## begin Entries shown

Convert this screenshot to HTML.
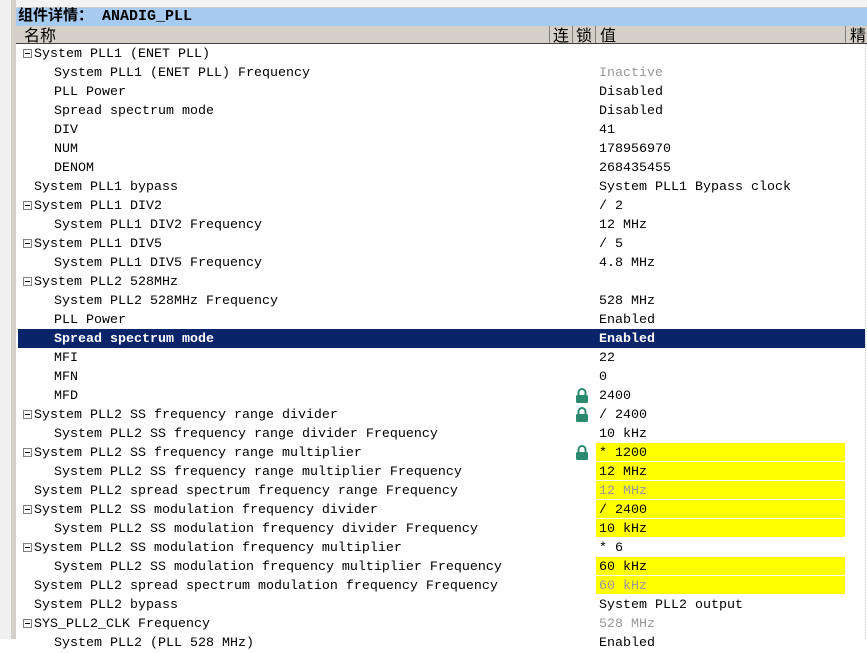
<!DOCTYPE html>
<html><head><meta charset="utf-8"><style>
*{margin:0;padding:0;box-sizing:border-box}
body{width:867px;height:639px;overflow:hidden;background:#fff;position:relative;font-family:"Liberation Mono","Noto Sans CJK SC",monospace;font-size:13.33px;color:#000}
.a{position:absolute}
.r{position:absolute;left:18px;width:847px;height:19px;line-height:19px;white-space:pre}
.n{position:absolute;top:1px}
.v{position:absolute;left:581px;top:1px}
.y{position:absolute;left:578px;top:0;width:249px;height:18px;background:#ffff00}
.g{color:#999}
.t{position:absolute;left:5px;top:5px;width:9px;height:9px;border:1px solid #808080;background:#fff}
.t:after{content:"";position:absolute;left:1px;top:3px;width:5px;height:1px;background:#000}
.lk{position:absolute;left:557px;top:2px;width:14px;height:15px}
.sel{background:#0a246a;color:#fff;font-weight:bold}
</style></head><body>
<div class="a" style="left:0;top:0;width:11px;height:639px;background:#f0f0f0"></div>
<div class="a" style="left:11px;top:0;width:5px;height:639px;background:#d4d0c8"></div>
<div class="a" style="left:16px;top:0;width:851px;height:8px;background:#f4f4f4;border-bottom:1px solid #ccc"></div>
<div class="a" style="left:16px;top:8px;width:851px;height:18px;background:#a6caf0;font-weight:bold;font-size:15px;line-height:18px;padding-left:2px;font-family:'Liberation Mono','Noto Sans CJK SC',monospace">组件详情：  ANADIG_PLL</div>
<div class="a" style="left:16px;top:26px;width:851px;height:18px;background:#d4d0c8;border-bottom:1px solid #404040;font-size:16px;line-height:17px;font-family:'Noto Sans CJK SC',sans-serif">
<span class="a" style="left:8px">名称</span>
<span class="a" style="left:533px;top:0;width:1px;height:17px;background:#808080"></span>
<span class="a" style="left:537px">连</span>
<span class="a" style="left:556px;top:0;width:1px;height:17px;background:#808080"></span>
<span class="a" style="left:560px">锁</span>
<span class="a" style="left:579px;top:0;width:1px;height:17px;background:#808080"></span>
<span class="a" style="left:584px">值</span>
<span class="a" style="left:829px;top:0;width:1px;height:17px;background:#808080"></span>
<span class="a" style="left:834px">精</span>
</div>
<div class="a" style="left:865px;top:44px;width:1px;height:595px;border-left:1px dotted #ccc"></div>
<div id="rows"></div>
<svg width="0" height="0" style="position:absolute"><defs><symbol id="L" viewBox="0 0 14 15"><path d="M3.5 7V4.5a3.5 3.5 0 0 1 7 0V7" fill="none" stroke="#2a8a70" stroke-width="2"/><rect x="1" y="7" width="12" height="8" rx="1.5" fill="#2a8a70"/></symbol></defs></svg>
<script>
var R=[
[2,"System PLL1 (ENET PLL)",""],
[1,"System PLL1 (ENET PLL) Frequency","Inactive","g"],
[1,"PLL Power","Disabled"],
[1,"Spread spectrum mode","Disabled"],
[1,"DIV","41"],
[1,"NUM","178956970"],
[1,"DENOM","268435455"],
[0,"System PLL1 bypass","System PLL1 Bypass clock"],
[2,"System PLL1 DIV2","/ 2"],
[1,"System PLL1 DIV2 Frequency","12 MHz"],
[2,"System PLL1 DIV5","/ 5"],
[1,"System PLL1 DIV5 Frequency","4.8 MHz"],
[2,"System PLL2 528MHz",""],
[1,"System PLL2 528MHz Frequency","528 MHz"],
[1,"PLL Power","Enabled"],
[1,"Spread spectrum mode","Enabled","s"],
[1,"MFI","22"],
[1,"MFN","0"],
[1,"MFD","2400","l"],
[2,"System PLL2 SS frequency range divider","/ 2400","l"],
[1,"System PLL2 SS frequency range divider Frequency","10 kHz"],
[2,"System PLL2 SS frequency range multiplier","* 1200","ly"],
[1,"System PLL2 SS frequency range multiplier Frequency","12 MHz","y"],
[0,"System PLL2 spread spectrum frequency range Frequency","12 MHz","yg"],
[2,"System PLL2 SS modulation frequency divider","/ 2400","y"],
[1,"System PLL2 SS modulation frequency divider Frequency","10 kHz","y"],
[2,"System PLL2 SS modulation frequency multiplier","* 6"],
[1,"System PLL2 SS modulation frequency multiplier Frequency","60 kHz","y"],
[0,"System PLL2 spread spectrum modulation frequency Frequency","60 kHz","yg"],
[0,"System PLL2 bypass","System PLL2 output"],
[2,"SYS_PLL2_CLK Frequency","528 MHz","g"],
[1,"System PLL2 (PLL 528 MHz)","Enabled"]];
var h="";
R.forEach(function(r,i){var f=r[3]||"";var top=44+19*i;
h+='<div class="r'+(f.indexOf("s")>=0?' sel':'')+'" style="top:'+top+'px">';
if(f.indexOf("y")>=0)h+='<div class="y"></div>';
if(r[0]==2)h+='<div class="t"></div>';
h+='<span class="n" style="left:'+(r[0]==1?36:16)+'px">'+r[1]+'</span>';
if(f.indexOf("l")>=0)h+='<svg class="lk"><use href="#L"/></svg>';
h+='<span class="v'+(f.indexOf("g")>=0?' g':'')+'">'+r[2]+'</span></div>';});
document.getElementById("rows").innerHTML=h;
</script>
</body></html>
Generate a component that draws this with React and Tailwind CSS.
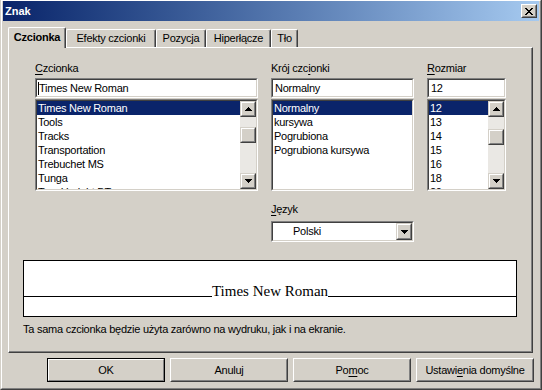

## end Entries shown

What the exercise asks:
All of the lines above should be retyped precisely, apart from the pictures.

Task response:
Convert this screenshot to HTML.
<!DOCTYPE html>
<html><head><meta charset="utf-8"><style>
*{margin:0;padding:0;box-sizing:border-box}
body{width:867px;height:639px;overflow:hidden;background:#fff;position:relative;font-family:"Liberation Mono","Noto Sans CJK SC",monospace;font-size:13.33px;color:#000}
.a{position:absolute}
.r{position:absolute;left:18px;width:847px;height:19px;line-height:19px;white-space:pre}
.n{position:absolute;top:1px}
.v{position:absolute;left:581px;top:1px}
.y{position:absolute;left:578px;top:0;width:249px;height:18px;background:#ffff00}
.g{color:#999}
.t{position:absolute;left:5px;top:5px;width:9px;height:9px;border:1px solid #808080;background:#fff}
.t:after{content:"";position:absolute;left:1px;top:3px;width:5px;height:1px;background:#000}
.lk{position:absolute;left:557px;top:2px;width:14px;height:15px}
.sel{background:#0a246a;color:#fff;font-weight:bold}
</style></head><body>
<div class="a" style="left:0;top:0;width:11px;height:639px;background:#f0f0f0"></div>
<div class="a" style="left:11px;top:0;width:5px;height:639px;background:#d4d0c8"></div>
<div class="a" style="left:16px;top:0;width:851px;height:8px;background:#f4f4f4;border-bottom:1px solid #ccc"></div>
<div class="a" style="left:16px;top:8px;width:851px;height:18px;background:#a6caf0;font-weight:bold;font-size:15px;line-height:18px;padding-left:2px;font-family:'Liberation Mono','Noto Sans CJK SC',monospace">组件详情：  ANADIG_PLL</div>
<div class="a" style="left:16px;top:26px;width:851px;height:18px;background:#d4d0c8;border-bottom:1px solid #404040;font-size:16px;line-height:17px;font-family:'Noto Sans CJK SC',sans-serif">
<span class="a" style="left:8px">名称</span>
<span class="a" style="left:533px;top:0;width:1px;height:17px;background:#808080"></span>
<span class="a" style="left:537px">连</span>
<span class="a" style="left:556px;top:0;width:1px;height:17px;background:#808080"></span>
<span class="a" style="left:560px">锁</span>
<span class="a" style="left:579px;top:0;width:1px;height:17px;background:#808080"></span>
<span class="a" style="left:584px">值</span>
<span class="a" style="left:829px;top:0;width:1px;height:17px;background:#808080"></span>
<span class="a" style="left:834px">精</span>
</div>
<div class="a" style="left:865px;top:44px;width:1px;height:595px;border-left:1px dotted #ccc"></div>
<div id="rows"></div>
<svg width="0" height="0" style="position:absolute"><defs><symbol id="L" viewBox="0 0 14 15"><path d="M3.5 7V4.5a3.5 3.5 0 0 1 7 0V7" fill="none" stroke="#2a8a70" stroke-width="2"/><rect x="1" y="7" width="12" height="8" rx="1.5" fill="#2a8a70"/></symbol></defs></svg>
<script>
var R=[
[2,"System PLL1 (ENET PLL)",""],
[1,"System PLL1 (ENET PLL) Frequency","Inactive","g"],
[1,"PLL Power","Disabled"],
[1,"Spread spectrum mode","Disabled"],
[1,"DIV","41"],
[1,"NUM","178956970"],
[1,"DENOM","268435455"],
[0,"System PLL1 bypass","System PLL1 Bypass clock"],
[2,"System PLL1 DIV2","/ 2"],
[1,"System PLL1 DIV2 Frequency","12 MHz"],
[2,"System PLL1 DIV5","/ 5"],
[1,"System PLL1 DIV5 Frequency","4.8 MHz"],
[2,"System PLL2 528MHz",""],
[1,"System PLL2 528MHz Frequency","528 MHz"],
[1,"PLL Power","Enabled"],
[1,"Spread spectrum mode","Enabled","s"],
[1,"MFI","22"],
[1,"MFN","0"],
[1,"MFD","2400","l"],
[2,"System PLL2 SS frequency range divider","/ 2400","l"],
[1,"System PLL2 SS frequency range divider Frequency","10 kHz"],
[2,"System PLL2 SS frequency range multiplier","* 1200","ly"],
[1,"System PLL2 SS frequency range multiplier Frequency","12 MHz","y"],
[0,"System PLL2 spread spectrum frequency range Frequency","12 MHz","yg"],
[2,"System PLL2 SS modulation frequency divider","/ 2400","y"],
[1,"System PLL2 SS modulation frequency divider Frequency","10 kHz","y"],
[2,"System PLL2 SS modulation frequency multiplier","* 6"],
[1,"System PLL2 SS modulation frequency multiplier Frequency","60 kHz","y"],
[0,"System PLL2 spread spectrum modulation frequency Frequency","60 kHz","yg"],
[0,"System PLL2 bypass","System PLL2 output"],
[2,"SYS_PLL2_CLK Frequency","528 MHz","g"],
[1,"System PLL2 (PLL 528 MHz)","Enabled"]];
var h="";
R.forEach(function(r,i){var f=r[3]||"";var top=44+19*i;
h+='<div class="r'+(f.indexOf("s")>=0?' sel':'')+'" style="top:'+top+'px">';
if(f.indexOf("y")>=0)h+='<div class="y"></div>';
if(r[0]==2)h+='<div class="t"></div>';
h+='<span class="n" style="left:'+(r[0]==1?36:16)+'px">'+r[1]+'</span>';
if(f.indexOf("l")>=0)h+='<svg class="lk"><use href="#L"/></svg>';
h+='<span class="v'+(f.indexOf("g")>=0?' g':'')+'">'+r[2]+'</span></div>';});
document.getElementById("rows").innerHTML=h;
</script>
</body></html>
Generate a component that draws this with React and Tailwind CSS.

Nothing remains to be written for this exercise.